Déjà ça commence à se compliquer. Cependant l'usage vient encore multiplier les possibilités. Le bruit du vent sur les vagues est parfois appelé "vanue arogo" qui se prononce presque comme vanua rogo (surtout si on parle vite) et est un jeu de mot avec "vanua" qui signifie "esprit" et "aroha" qui signifie "amour" dans le sens de "amour pur", "compassion" ou "amour divin". (Et non comme dans "état amoureux" qui se dit "here" [héré]). Donc, "Vanua rogo na nomuni vanua" peut aussi signifier "Bercées par le rythme de mon coeur mes pensées vont et viennent, instables..." Bref, ça peut décrire l'état instable d'un chagrin, était qui oscille entre l'amour et la tristesse. Mais aussi "Comme le va-et-vient des vagues l'amour te bercera" (sous-entendu "durant ton voyage" puisqu'elle repart pour son île). Ou encore "J'écoute le bruit des vagues qui berce mon coeur"... Ce sont quelques une des possibilités présentées par seulement une courte phrase de cinq mots... Évidemment, la traduction des autres phrases pourrait être altérée selon la traduction choisie pour cette première... Ça donne un nombre fou de possibilités!
Plus que dans n'importe quoi d'autre, c'est dans la poésie que s'applique le proverbe "traduttore traditore" ("traducteur traître" ou "traduire, c'est trahir").
Et traduire de la poésie d'une langue d'analogies et d'images à une langue de logique et de cartésianisme est une tâche qui, je l'avoue, me dépasse.
Et qui ne dépasse probablement pas que moi!
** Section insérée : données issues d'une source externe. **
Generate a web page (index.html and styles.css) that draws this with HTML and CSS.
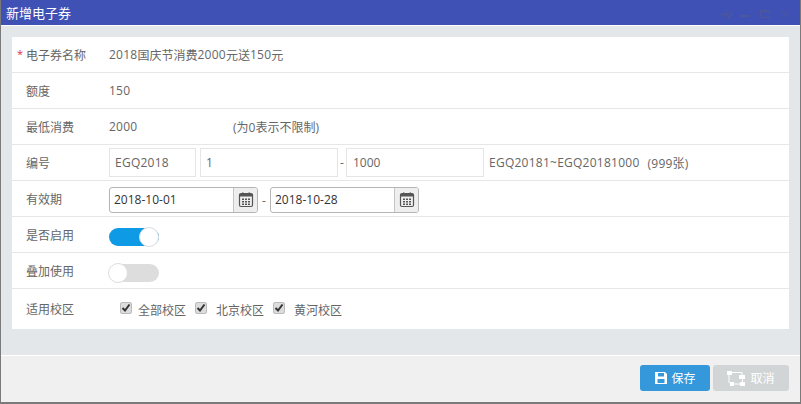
FILE: index.html
```html
<!DOCTYPE html>
<html lang="zh-CN">
<head>
    <meta charset="UTF-8">
    <title>新增电子券</title>
    <link rel="stylesheet" href="styles.css">
</head>
<body>
    <div class="dialog">
        <div class="title-bar">
            <span class="title">新增电子券</span>
            <div class="window-tools">
                <svg width="12" height="10" viewBox="0 0 12 10"><path d="M0 4.500h6M6.500 2.500h5v3.500h-5zM8.500 6v2.500" fill="none" stroke="#4e5899"/></svg>
                <svg width="10" height="10" viewBox="0 0 10 10"><path d="M0 6h9" fill="none" stroke="#4e5899" stroke-width="2"/></svg>
                <svg width="11" height="10" viewBox="0 0 11 10"><path d="M0.500 0.500h9v7h-9zM0.500 2h9" fill="none" stroke="#4e5899"/></svg>
                <svg width="11" height="10" viewBox="0 0 11 10"><path d="M1 0l9 8M10 0L1 8" fill="none" stroke="#4e5899"/></svg>
            </div>
        </div>

        <div class="content">
            <div class="card">
                <div class="row">
                    <label class="field-label required">电子券名称</label>
                    <div class="field"><span class="num">2018</span>国庆节消费<span class="num">2000</span>元送<span class="num">150</span>元</div>
                </div>
                <div class="row">
                    <label class="field-label">额度</label>
                    <div class="field"><span class="num">150</span></div>
                </div>
                <div class="row">
                    <label class="field-label">最低消费</label>
                    <div class="field">
                        <span class="min-value num">2000</span>
                        <span>(为0表示不限制)</span>
                    </div>
                </div>
                <div class="row">
                    <label class="field-label">编号</label>
                    <div class="field">
                        <span class="text-box box-prefix num">EGQ2018</span>
                        <span class="text-box box-start">1</span>
                        <span class="dash">-</span>
                        <span class="text-box box-end">1000</span>
                        <span class="code-range"><span class="num">EGQ20181~EGQ20181000</span></span>
                        <span class="code-count">(<span class="num">999</span>张)</span>
                    </div>
                </div>
                <div class="row">
                    <label class="field-label">有效期</label>
                    <div class="field date-field">
                        <div class="date-input">
                            <span class="date-text">2018-10-01</span>
                            <span class="date-btn">
                                <svg width="16" height="16" viewBox="0 0 16 16"><use href="#calendar"/></svg>
                            </span>
                        </div>
                        <span class="dash">-</span>
                        <div class="date-input">
                            <span class="date-text">2018-10-28</span>
                            <span class="date-btn">
                                <svg width="16" height="16" viewBox="0 0 16 16"><use href="#calendar"/></svg>
                            </span>
                        </div>
                    </div>
                </div>
                <div class="row">
                    <label class="field-label">是否启用</label>
                    <div class="field"><span class="switch on"><i class="knob"></i></span></div>
                </div>
                <div class="row">
                    <label class="field-label">叠加使用</label>
                    <div class="field"><span class="switch"><i class="knob"></i></span></div>
                </div>
                <div class="row row-last">
                    <label class="field-label">适用校区</label>
                    <div class="field campus">
                        <span class="check"><svg width="10" height="10" viewBox="0 0 10 10"><path d="M1.500 5l2.500 2.500L8.500 1.500" fill="none" stroke="#333" stroke-width="2"/></svg></span>
                        <span class="check-text">全部校区</span>
                        <span class="check"><svg width="10" height="10" viewBox="0 0 10 10"><path d="M1.500 5l2.500 2.500L8.500 1.500" fill="none" stroke="#333" stroke-width="2"/></svg></span>
                        <span class="check-text">北京校区</span>
                        <span class="check"><svg width="10" height="10" viewBox="0 0 10 10"><path d="M1.500 5l2.500 2.500L8.500 1.500" fill="none" stroke="#333" stroke-width="2"/></svg></span>
                        <span class="check-text">黄河校区</span>
                    </div>
                </div>
            </div>
        </div>

        <div class="footer">
            <button class="btn btn-save">
                <svg width="14" height="14" viewBox="0 0 14 14"><path fill-rule="evenodd" d="M1 1h10l2 2v10H1zM4 2v3.500h6V2zM3.500 8v4h7V8z" fill="#fff"/></svg>
                保存
            </button>
            <button class="btn btn-cancel">
                <svg width="20" height="15" viewBox="0 0 20 15"><path d="M5 1.500h10v3M2 4v8M7 13h6M15.500 8v3" fill="none" stroke="#fff"/><path d="M0 0h5v4H0zM12 4h6v4h-6zM3 11h4v4H3zM13 11h5v4h-5z" fill="#fff"/></svg>
                取消
            </button>
        </div>
    </div>

    <svg width="0" height="0" class="defs">
        <symbol id="calendar" viewBox="0 0 16 16">
            <path d="M3 1.500h10a1.500 1.500 0 0 1 1.500 1.500v10a1.500 1.500 0 0 1-1.500 1.500H3A1.500 1.500 0 0 1 1.500 13V3A1.500 1.500 0 0 1 3 1.500z" fill="none" stroke="#555" stroke-width="1.200"/>
            <path d="M1.500 2h13v2.500h-13zM4 0.500h1.500v2H4zM10.500 0.500H12v2h-1.500z" fill="#555"/>
            <path d="M4 6.500h2v1.500H4zM7 6.500h2v1.500H7zM10 6.500h2v1.500h-2zM4 9h2v1.500H4zM7 9h2v1.500H7zM10 9h2v1.500h-2zM4 11.500h2V13H4zM7 11.500h2V13H7zM10 11.500h2V13h-2z" fill="#555"/>
        </symbol>
    </svg>
</body>
</html>
```

FILE: styles.css
```css
* {
    box-sizing: border-box;
}
html, body {
    margin: 0;
    height: 100%;
}
body {
    font-family: "Open Sans", "Noto Sans CJK SC", sans-serif;
    font-size: 12px;
    color: #666;
    background-color: #fff;
    overflow: hidden;
}
.defs {
    position: absolute;
}
.dialog {
    height: 404px;
    display: flex;
    flex-direction: column;
    border-left: 1px solid #7a7a7a;
    border-right: 1px solid #7a7a7a;
    border-bottom: 2px solid #7a7a7a;
}
.title-bar {
    height: 26px;
    flex: none;
    display: flex;
    align-items: center;
    justify-content: space-between;
    padding: 0 9px 1px 5px;
    background-color: #3f51b5;
    border-bottom: 1px solid #fff;
    color: #fff;
    font-size: 13px;
}
.window-tools {
    display: flex;
    gap: 9px;
    margin-top: 6px;
}
.window-tools svg {
    display: block;
}
.content {
    flex: 1;
    padding: 11px 11px 0;
    background-color: #e4e7ea;
}
.card {
    background-color: #fff;
}
.row {
    height: 36px;
    display: flex;
    align-items: center;
    border-bottom: 1px solid #e7e7e7;
}
.row-last {
    height: 40px;
    border-bottom: none;
}
.field-label {
    position: relative;
    width: 97px;
    padding-left: 14px;
    flex: none;
}
.required::before {
    content: "*";
    position: absolute;
    left: 5px;
    font-size: 11px;
    color: #d9304f;
}
.field {
    display: flex;
    align-items: center;
}
.num {
    letter-spacing: 0.25px;
}
.min-value {
    width: 124px;
}
.text-box {
    height: 29px;
    display: flex;
    align-items: center;
    padding-left: 5px;
    border: 1px solid #e5e5e5;
}
.box-prefix {
    width: 87px;
    margin-right: 4px;
}
.box-start {
    width: 138px;
}
.box-end {
    width: 138px;
    padding-left: 6px;
}
.dash {
    width: 8px;
    text-align: center;
}
.code-range {
    margin-left: 5px;
}
.code-count {
    margin-left: 8px;
    letter-spacing: 0.2px;
}
.date-field {
    padding-top: 3px;
}
.date-input {
    display: flex;
    height: 26px;
    width: 149px;
    border: 1px solid #b5b5b5;
    border-radius: 3px;
    overflow: hidden;
}
.date-text {
    flex: 1;
    padding-left: 4px;
    line-height: 24px;
    color: #333;
}
.date-btn {
    width: 24px;
    display: flex;
    align-items: center;
    justify-content: center;
    background-color: #eee;
    border-left: 1px solid #c5c5c5;
}
.date-input + .dash {
    width: 12px;
}
.switch {
    position: relative;
    display: block;
    width: 50px;
    height: 18px;
    margin-top: 4px;
    border-radius: 9px;
    background-color: #ddd;
}
.switch.on {
    background-color: #0f9ae6;
}
.knob {
    position: absolute;
    left: -1px;
    top: -1px;
    width: 20px;
    height: 20px;
    border-radius: 50%;
    background-color: #fff;
    border: 1px solid #ddd;
}
.switch.on .knob {
    left: 30px;
}
.campus {
    padding-left: 11px;
}
.check {
    width: 12px;
    height: 12px;
    margin-top: -3px;
    display: flex;
    align-items: center;
    justify-content: center;
    border-radius: 2px;
    background-color: #dcdcdc;
    border: 1px solid #bbb;
}
.check-text {
    margin: 2px 9px 0 9px;
}
.check:first-child + .check-text {
    margin-left: 6px;
}
.footer {
    height: 47px;
    flex: none;
    display: flex;
    align-items: center;
    justify-content: flex-end;
    gap: 3px;
    padding: 0 11px 2px 0;
    background-color: #f0f0f0;
    border-top: 1px solid #fff;
}
.btn {
    height: 26px;
    display: flex;
    align-items: center;
    justify-content: center;
    gap: 3px;
    border: none;
    border-radius: 3px;
    color: #fff;
    font-family: inherit;
    font-size: 12px;
}
.btn-save {
    width: 70px;
    background-color: #3498db;
}
.btn-cancel {
    width: 76px;
    background-color: #d2d5d6;
}
```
Ici j'ai donné un exemple facile et trivial tiré d'une poésie populaire. Il en va de même (et souvent pire!) dans plusieurs de leurs enseignements, comme l'usage des plantes, la symbolique de la musique et de la danse, la reconnaissance des étoiles pour la navigation, la pondération dans l'amour et la Sagesse, la modération dans la guerre et la cupidité, etc. etc. etc. Le tout est exprimé dans des légendes et des chansons.
Kaolyn disait
Kaolyn wrote:Ce serait dommage que tout soit en commun
Effectivement, je crois que ce serait une grande perte de perdre ces trésors qui ne peuvent être compris que dans leur contexte original.